How does a synthetic CDO work, and why does credit correlation dramatically affect tranche pricing?
For FRM Part II credit risk, I need to understand synthetic CDOs. I know they use credit default swaps rather than actual bonds, but I'm confused about how the tranching works and why the correlation assumption is so critical. The 'correlation smile' concept is particularly puzzling.
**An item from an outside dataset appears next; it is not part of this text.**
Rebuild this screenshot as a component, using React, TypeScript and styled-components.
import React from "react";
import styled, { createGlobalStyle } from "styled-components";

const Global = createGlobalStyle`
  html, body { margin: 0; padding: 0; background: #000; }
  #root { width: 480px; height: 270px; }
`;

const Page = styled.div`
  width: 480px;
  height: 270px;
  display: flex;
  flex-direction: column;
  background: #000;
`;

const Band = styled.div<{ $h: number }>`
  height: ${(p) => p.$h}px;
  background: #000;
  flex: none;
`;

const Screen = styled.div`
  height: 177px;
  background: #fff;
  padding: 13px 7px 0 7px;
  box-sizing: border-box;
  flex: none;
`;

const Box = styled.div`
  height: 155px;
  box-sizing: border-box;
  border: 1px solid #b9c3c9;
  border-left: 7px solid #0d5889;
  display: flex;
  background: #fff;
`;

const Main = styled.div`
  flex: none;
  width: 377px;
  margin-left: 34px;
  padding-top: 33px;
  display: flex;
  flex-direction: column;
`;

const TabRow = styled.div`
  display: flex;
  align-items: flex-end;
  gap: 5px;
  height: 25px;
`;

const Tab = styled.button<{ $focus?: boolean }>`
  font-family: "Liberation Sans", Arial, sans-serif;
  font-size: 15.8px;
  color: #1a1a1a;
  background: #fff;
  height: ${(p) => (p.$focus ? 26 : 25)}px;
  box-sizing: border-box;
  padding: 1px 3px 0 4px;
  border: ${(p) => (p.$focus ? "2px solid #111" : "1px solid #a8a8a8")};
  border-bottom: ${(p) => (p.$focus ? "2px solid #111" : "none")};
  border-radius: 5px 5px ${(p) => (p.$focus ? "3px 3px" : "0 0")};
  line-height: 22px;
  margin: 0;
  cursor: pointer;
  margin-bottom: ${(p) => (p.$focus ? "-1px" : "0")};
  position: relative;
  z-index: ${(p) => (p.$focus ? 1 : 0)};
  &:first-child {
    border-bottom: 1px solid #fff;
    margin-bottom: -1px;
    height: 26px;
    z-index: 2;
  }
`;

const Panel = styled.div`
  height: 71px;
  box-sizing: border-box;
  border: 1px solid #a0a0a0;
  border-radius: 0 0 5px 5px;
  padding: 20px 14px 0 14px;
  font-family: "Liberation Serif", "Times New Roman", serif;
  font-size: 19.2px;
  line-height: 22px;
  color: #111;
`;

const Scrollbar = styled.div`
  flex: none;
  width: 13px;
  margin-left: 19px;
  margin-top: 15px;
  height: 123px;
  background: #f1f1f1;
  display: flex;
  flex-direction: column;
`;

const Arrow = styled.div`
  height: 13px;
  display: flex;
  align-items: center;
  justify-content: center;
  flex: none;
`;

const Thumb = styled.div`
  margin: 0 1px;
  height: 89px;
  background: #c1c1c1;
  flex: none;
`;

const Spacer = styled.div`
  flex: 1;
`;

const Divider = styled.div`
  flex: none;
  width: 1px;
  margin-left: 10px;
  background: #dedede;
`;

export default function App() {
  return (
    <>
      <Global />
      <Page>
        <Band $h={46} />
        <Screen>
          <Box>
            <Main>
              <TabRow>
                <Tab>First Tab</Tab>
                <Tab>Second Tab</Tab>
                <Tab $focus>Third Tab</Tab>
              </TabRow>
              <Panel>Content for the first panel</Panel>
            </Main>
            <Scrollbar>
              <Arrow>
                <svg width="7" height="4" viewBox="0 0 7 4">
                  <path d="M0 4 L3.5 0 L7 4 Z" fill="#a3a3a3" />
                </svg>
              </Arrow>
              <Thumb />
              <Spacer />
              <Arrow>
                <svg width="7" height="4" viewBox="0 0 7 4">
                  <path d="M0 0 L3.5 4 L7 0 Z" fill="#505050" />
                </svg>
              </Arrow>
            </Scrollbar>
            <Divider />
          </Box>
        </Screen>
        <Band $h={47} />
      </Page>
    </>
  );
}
A synthetic CDO creates tranched credit exposure using a portfolio of credit default swaps (CDS) rather than physical bonds. No actual bonds are bought or sold — the entire structure is derivatives-based.
Structure
Consider Oakbridge Capital structuring a synthetic CDO on 125 investment-grade CDS names, each equally weighted. Total notional is $1.25 billion ($10M per name). The equity tranche absorbs the first $37.5M (3%) of losses; the mezzanine takes the next $50M (3-7%), and so on.
Why Correlation Matters
Credit correlation determines how defaults cluster. This has opposite effects on different tranches:
Low correlation (e.g., 10%): Defaults are largely independent. You expect a steady trickle of 2-4 defaults, which the equity tranche absorbs. The senior tranche is extremely safe because it's virtually impossible for enough independent defaults to reach it.
High correlation (e.g., 50%): Defaults are clustered — either very few names default or a large number default together. This means:
- The equity tranche is less risky (higher chance of zero or very few defaults)
- The senior tranche is more risky (when defaults do occur, they come in waves that penetrate higher attachment points)
The Correlation Smile
In practice, the market-implied correlation that correctly prices each tranche differs:
- Equity tranches imply higher correlation
- Mezzanine tranches imply lower correlation
- Senior tranches imply higher correlation again
This U-shaped pattern is the "correlation smile" — analogous to the volatility smile in options. It reflects the market's recognition that a single Gaussian copula correlation cannot capture the true default dependence structure.
FRM exam tip: Know that increasing correlation helps equity tranche investors (lower spread) and hurts senior tranche investors (higher spread). Mezzanine tranches have ambiguous correlation sensitivity. Questions often present a correlation change and ask which tranche benefits — equity is the answer for correlation increases.